Elizabeth Corbin Braxton
Wife of Carter Braxton, Signer of the Declaration of Independence
1747 – 1814 A.D.
Four years after the death of his first wife, Mr. Braxton married Elizabeth Corbin of “Laneville,” King and Queen County, daughter of Colonel Richard and Elizabeth Tayloe Corbin, a family dating back to 1650 when Hon. Henry Corbin came from England and established “Buckingham House,” in Middlesex County. Colonel Richard, grandson of “Henry, of Buckingham House,” received his education in England and was a devoted churchman (Episcopal). Bishop Meade tells of his furnishing gratuitously the bread and wine for the communion and boarding the unmarried ministers who served the parish, without charge. He was President of the King’s Council and Receiver General of the Colony.
By his second wife Carter Braxton had sixteen children, several of whom died in infancy or early childhood. Elizabeth, the eldest child of Elizabeth Corbin Braxton, married Colonel Samuel Griffin, who served in the Revolution and afterward was a member of Congress; Carter, of King William County, who married a “Miss Sayre, granddaughter of Hon. Philip Ludwell”; and Colonel George Braxton, of “Chericoke,” who married Mary, daughter of Hon. Charles and Mary Carter of “Shirley,” Charles City County.

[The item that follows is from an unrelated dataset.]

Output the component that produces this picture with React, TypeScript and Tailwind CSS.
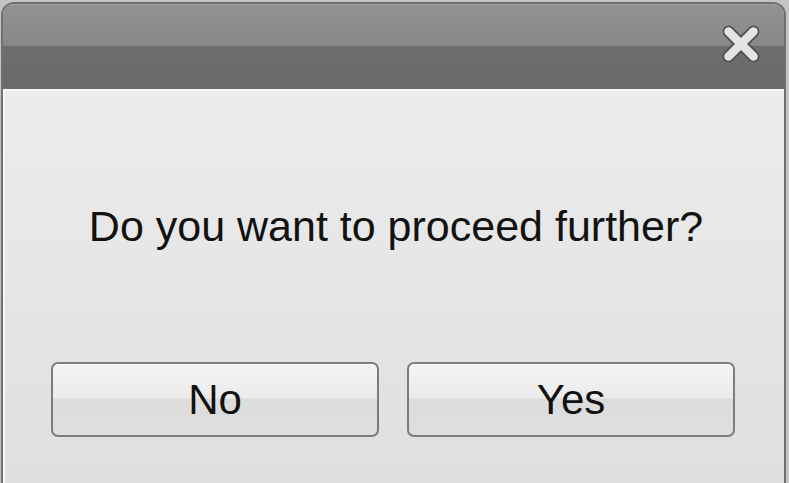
export default function App() {
  return (
    <div className="w-[789px] h-[483px] overflow-hidden bg-[#c4c4c4] pl-[1px] pr-[3px] pt-[2px] font-['Liberation_Sans',Arial,sans-serif]">
      <div className="h-[520px] rounded-t-[13px] border-2 border-b-0 border-[#707070] overflow-hidden flex flex-col">
        {/* title bar */}
        <div className="h-[85px] shrink-0 flex items-center justify-end pr-[21px] bg-[linear-gradient(to_bottom,#929292_0%,#888888_48%,#6e6e6e_49%,#696969_100%)] border-t border-[#a0a0a0]">
          <svg width="44" height="44" viewBox="0 0 44 44" className="mb-[7px]">
            <path d="M9.5 9.5 L34.5 34.5 M34.5 9.5 L9.5 34.5" stroke="#4f4f4f" strokeWidth="12" strokeLinecap="round" />
            <path d="M9.5 9.5 L34.5 34.5 M34.5 9.5 L9.5 34.5" stroke="#e4e4e4" strokeWidth="8.5" strokeLinecap="round" />
          </svg>
        </div>
        {/* body */}
        <div className="flex-1 border-t-2 border-l-2 border-[#f7f7f7] bg-[linear-gradient(to_bottom,#ececec,#dedede)] flex flex-col items-center">
          <p className="mt-[110px] pl-[3px] text-[43px] leading-[50px] text-[#121212]">
            Do you want to proceed further?
          </p>
          <div className="mt-[111px] flex gap-[28px] pr-[3px]">
            {["No", "Yes"].map((label) => (
              <button
                key={label}
                className="w-[328px] h-[75px] rounded-[7px] border-2 border-[#7c7c7c] bg-[linear-gradient(to_bottom,#f4f4f4_0%,#ebebeb_48%,#dcdcdc_49%,#dfdfdf_100%)] shadow-[inset_0_1px_0_#ffffff] text-[42px] leading-none text-[#111]"
              >
                {label}
              </button>
            ))}
          </div>
        </div>
      </div>
    </div>
  );
}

Mr. Braxton was a member of the house of Burgesses as early as 1765, and began taking an active part in Colonial matters, and, being a man of considerable force of character and personal influence, acquired such prominence that upon the death of Peyton Randolph, in 1775, he was elected his successor in the Continental Congress.
Reference: The Pioneer Mothers of America: A Record of the More Notable Women of the Early Days of the Country, and Particularly of the Colonial and Revolutionary Periods by Harry Clinton Green and Mary Wolcott Green, A.B. Third Volume, Published by G.P. Putnam’s Sons.